Book Review and Q&A: Mary Bennet by Jennifer Paynter

‘Pride, Prejudice and the forgotten sister…’ – cover of Mary Bennet

This book is a beautiful read, repackaging Mary Bennet from before Pride and Prejudice took place all the way through to after the novel ends, showing us the sisters and the scenarios through her eyes. It’s a refreshing look at the characters (Mr Bennet and Lizzy don’t always fare so well) and it’s written in a way that stays completely true to Jane Austen, but also gives us entirely new storylines and characters to enjoy.

I picked this copy up from Better Read Than Dead in Newtown, Sydney for $29.95 ISBN: 9780670075706 but I’ve also seen several copies in my local Dymocks (Rouse Hill Town Centre).
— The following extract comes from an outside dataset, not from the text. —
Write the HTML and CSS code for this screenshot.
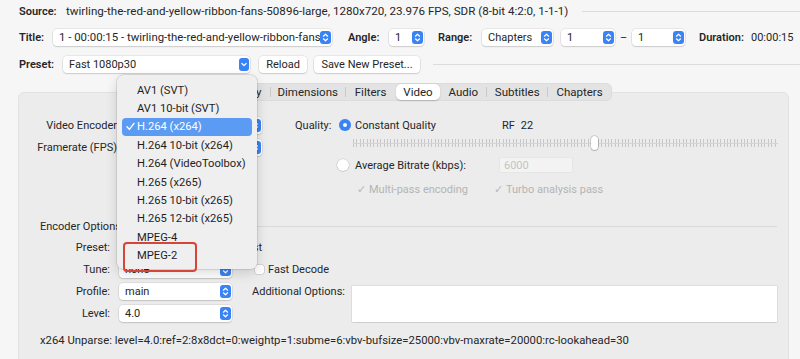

Published April this year (2012) through Penguin’s Viking imprint, I was doubly excited to learn that Jennifer Paynter is a Sydney-sider, and that this is her first book. You wouldn’t know it! I read it somewhat nervously to begin with, having frowned upon another Australian writer, Colleen McCullough’s, attempt at re-writing Mary previously, but found these fears completely misplaced. Just as ‘No two views of a ball will be exactly alike,’ as is said in the book, no two views of the events in Pride and Prejudice will be alike (from readers or the characters) and this novel is an excellent exploration of this premise.

If you’ve ever found yourself wondering just why Mary is so dour, where these ridiculous preachy comments from her come from and why she sang at the Netherfield Ball, then you will love this. She’s fleshed out and crafted into, actually, quite an attractive personality. While Ms Paynter doesn’t attempt to make her a witty Lizzy, and she keeps her awkwardness, Mary gets more than just our sympathy and really becomes likable while retaining the character she is in Jane Austen’s text.

The way the alternative storylines Mary is involved in outside of Pride and Prejudice have been intertwined with the novel is skilfully done, allowing Mary to have quite an exciting and eventful life of her own, and we are never bored by hearing the ‘same old’ Pride and Prejudice storyline again. We are also introduced to many great new characters, including Cassandra (the painter and confidante of Mary), Helen (Cassandra’s sister who is caught up in her own Wickham scandal), the previous tenants of Netherfield Park and Peter Bushell (the sweetheart) that keep things interesting. Personally, I adore Peter as a character, and you almost believe that he existed all the way through P&P even if Austen didn’t write him.

For the Australians reading, there’s plenty to be excited about. Without giving away too much, there is plenty of talk of Sydney and Parramatta, as well as convicts and settlers. Being located close to Parramatta myself, and having visited the mentioned Old Government House with a lot of interest before due to the rich history it has, it was really fun to see them discussed and gave the book another dimension for me. I definitely think Old Government House is a worthwhile visit, especially if you have just finished reading this book, as it is full of beauty and information about the time frame (also, there are ghost tours available that I’m really keen on attending, and there are some gruesome details about the property that many of the tour guides will tell you e.g. when I was there, the tour guide pointed out where the wife of Governor Fitzroy, Lady Mary Fitzroy, was killed after she was flung from a carriage onto a tree due to the driver going too fast … who knew, road fatalities in the 1800s!).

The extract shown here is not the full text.